The first time she was part of the national team was at the age of 27 in September 2021. She got her debut against Armenia, 16 September 2021, and she also scored the first goal of the match in her debut. At the 2022 Algarve Cup, she was used in all games involving Norway.

Bergsvand was part of the squad that was called up to the UEFA Women's Euro 2022. She was also used in all three preliminary round matches at the 2022 European Championship, coming on as a substitute twice and starting once. As in third place in the group, the Norwegians were eliminated after the group matches, just like in 2017. Qualified on September 2, 2022, she and her team defeated Belgium 1-0 in the decisive game to win the group for the World Cup in Australia and New Zealand.

On 19 June 2023, she was included in the 23-player Norwegian squad for the FIFA Women's World Cup 2023.

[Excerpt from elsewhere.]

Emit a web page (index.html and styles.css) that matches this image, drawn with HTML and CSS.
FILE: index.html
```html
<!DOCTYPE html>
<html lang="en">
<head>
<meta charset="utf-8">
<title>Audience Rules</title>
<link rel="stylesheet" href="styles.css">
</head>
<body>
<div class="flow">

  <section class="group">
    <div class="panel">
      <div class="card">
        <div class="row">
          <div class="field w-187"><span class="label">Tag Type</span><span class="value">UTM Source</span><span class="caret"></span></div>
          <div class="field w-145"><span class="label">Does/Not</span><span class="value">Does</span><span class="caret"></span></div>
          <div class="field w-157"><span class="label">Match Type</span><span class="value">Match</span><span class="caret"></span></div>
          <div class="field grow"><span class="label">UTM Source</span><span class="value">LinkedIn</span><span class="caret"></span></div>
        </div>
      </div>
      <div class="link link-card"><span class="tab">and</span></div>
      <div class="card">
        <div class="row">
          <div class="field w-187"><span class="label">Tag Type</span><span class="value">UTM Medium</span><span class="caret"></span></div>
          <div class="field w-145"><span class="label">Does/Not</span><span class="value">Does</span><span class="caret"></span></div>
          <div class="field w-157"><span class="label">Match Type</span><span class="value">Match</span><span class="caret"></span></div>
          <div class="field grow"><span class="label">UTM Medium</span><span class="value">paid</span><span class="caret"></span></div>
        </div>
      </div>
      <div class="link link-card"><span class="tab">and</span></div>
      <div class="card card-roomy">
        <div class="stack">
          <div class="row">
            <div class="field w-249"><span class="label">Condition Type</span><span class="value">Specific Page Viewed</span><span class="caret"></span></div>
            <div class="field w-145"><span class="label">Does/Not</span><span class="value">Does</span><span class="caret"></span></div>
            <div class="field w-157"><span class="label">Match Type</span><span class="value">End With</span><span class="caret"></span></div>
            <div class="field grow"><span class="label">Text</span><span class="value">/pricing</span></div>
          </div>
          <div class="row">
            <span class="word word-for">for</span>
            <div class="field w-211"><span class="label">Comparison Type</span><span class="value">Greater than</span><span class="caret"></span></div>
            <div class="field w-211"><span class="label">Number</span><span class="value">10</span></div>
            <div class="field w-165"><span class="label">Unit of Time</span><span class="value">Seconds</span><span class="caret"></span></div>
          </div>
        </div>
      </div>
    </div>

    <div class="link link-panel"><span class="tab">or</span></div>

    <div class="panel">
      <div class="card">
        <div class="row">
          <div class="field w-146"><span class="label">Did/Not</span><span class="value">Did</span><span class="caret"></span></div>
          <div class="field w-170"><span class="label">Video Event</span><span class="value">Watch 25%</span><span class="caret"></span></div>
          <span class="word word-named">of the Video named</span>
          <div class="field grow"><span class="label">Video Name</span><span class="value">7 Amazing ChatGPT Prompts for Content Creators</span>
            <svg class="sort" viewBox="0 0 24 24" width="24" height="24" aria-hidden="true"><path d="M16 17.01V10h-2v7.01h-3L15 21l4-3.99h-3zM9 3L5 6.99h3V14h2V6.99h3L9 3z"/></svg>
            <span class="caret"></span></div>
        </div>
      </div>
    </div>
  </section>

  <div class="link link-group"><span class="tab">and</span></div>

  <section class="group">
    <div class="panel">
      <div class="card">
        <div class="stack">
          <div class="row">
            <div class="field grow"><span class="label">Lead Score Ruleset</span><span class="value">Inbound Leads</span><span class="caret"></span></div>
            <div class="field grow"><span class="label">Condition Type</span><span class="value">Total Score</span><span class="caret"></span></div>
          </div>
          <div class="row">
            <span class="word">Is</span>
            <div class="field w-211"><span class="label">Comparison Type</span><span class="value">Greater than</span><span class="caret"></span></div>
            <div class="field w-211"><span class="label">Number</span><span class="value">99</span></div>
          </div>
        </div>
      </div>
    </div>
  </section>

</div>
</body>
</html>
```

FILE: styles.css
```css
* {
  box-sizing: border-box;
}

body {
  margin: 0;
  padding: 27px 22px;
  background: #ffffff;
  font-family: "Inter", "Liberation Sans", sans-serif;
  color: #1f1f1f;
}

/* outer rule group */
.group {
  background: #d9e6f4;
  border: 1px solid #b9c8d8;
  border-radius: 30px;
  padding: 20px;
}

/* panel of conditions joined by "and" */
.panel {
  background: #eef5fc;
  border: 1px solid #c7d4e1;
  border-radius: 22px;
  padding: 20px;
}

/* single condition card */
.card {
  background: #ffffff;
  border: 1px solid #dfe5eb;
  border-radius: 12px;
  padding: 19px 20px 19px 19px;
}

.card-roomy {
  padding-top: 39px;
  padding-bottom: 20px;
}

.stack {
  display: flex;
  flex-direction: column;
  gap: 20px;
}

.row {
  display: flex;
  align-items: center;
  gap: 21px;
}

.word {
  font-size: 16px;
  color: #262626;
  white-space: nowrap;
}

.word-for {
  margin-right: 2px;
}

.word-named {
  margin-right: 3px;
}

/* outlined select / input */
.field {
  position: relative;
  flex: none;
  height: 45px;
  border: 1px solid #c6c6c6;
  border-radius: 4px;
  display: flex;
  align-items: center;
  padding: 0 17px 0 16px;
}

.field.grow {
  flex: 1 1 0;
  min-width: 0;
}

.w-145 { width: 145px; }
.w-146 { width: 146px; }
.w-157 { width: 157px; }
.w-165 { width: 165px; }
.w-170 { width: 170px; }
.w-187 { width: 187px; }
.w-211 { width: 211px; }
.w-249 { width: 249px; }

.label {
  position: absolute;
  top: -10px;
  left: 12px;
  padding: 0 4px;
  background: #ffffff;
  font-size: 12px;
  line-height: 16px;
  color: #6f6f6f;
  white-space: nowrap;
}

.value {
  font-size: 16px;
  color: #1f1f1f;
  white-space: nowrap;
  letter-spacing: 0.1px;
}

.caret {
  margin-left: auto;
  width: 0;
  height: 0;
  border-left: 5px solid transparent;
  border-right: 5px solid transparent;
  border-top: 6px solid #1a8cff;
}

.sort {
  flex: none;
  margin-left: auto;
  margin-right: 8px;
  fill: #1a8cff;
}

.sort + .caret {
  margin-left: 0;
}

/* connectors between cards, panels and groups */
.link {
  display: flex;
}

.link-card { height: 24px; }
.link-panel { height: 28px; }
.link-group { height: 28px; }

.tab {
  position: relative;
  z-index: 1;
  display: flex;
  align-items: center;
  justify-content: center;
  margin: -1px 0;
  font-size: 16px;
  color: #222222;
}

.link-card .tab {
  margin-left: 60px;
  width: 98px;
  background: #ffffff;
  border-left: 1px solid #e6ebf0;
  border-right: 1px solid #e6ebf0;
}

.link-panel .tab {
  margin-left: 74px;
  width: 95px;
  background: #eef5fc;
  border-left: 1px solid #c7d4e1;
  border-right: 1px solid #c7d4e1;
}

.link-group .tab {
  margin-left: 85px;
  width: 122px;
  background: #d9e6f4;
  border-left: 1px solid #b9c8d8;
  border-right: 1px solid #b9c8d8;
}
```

Appearances and goals by national team and year
| National team | Year | Apps | Goals |
| Norway | 2021 | 6 | 3 |
| 2022 | 13 | 1 |
| 2023 | 7 | 0 |
| 2024 | 5 | 0 |
| Total |  | 31 | 4 |

==International goals==

| No. | Date | Venue | Opponent | Score | Result | Competition |
| 1. | 16 September 2021 | Ullevaal Stadion, Oslo, Norway | Armenia | 1–0 | 10–0 | 2023 FIFA Women's World Cup qualification |
| 2. | 26 October 2021 | Belgium | 1–0 | 4–0 |
| 3. | 30 November 2021 | Yerevan Football Academy Stadium, Yerevan, Armenia | Armenia | 8–0 | 10–0 |
| 4. | 25 June 2022 | Ullevaal Stadion, Oslo, Norway | New Zealand | 2–0 | 2–0 | Friendly |
| 5. | 25 October 2024 | Loro Boriçi Stadium, Shkodër, Albania | Albania | 2–0 | 5–0 | UEFA Women's Euro 2025 qualifying play-offs |
| 6. | 3–0 |
| 7. | 29 November 2024 | Inver Park, Larne, Northern Ireland | Northern Ireland | 3–0 | 4–0 |

== Honours ==
Sandviken

- Toppserien 2021

Individual

- The player's role model of the year, Toppserien 2021

== Personal life ==
Guro Bergsvand is the daughter of the retired football player Jo Bergsvand.

She has a degree in Media studies from the University of California, Berkeley. In addition to being a football player, she also works as a marketing consultant. She says that she needs to do something outside just playing football, otherwise she would get bored.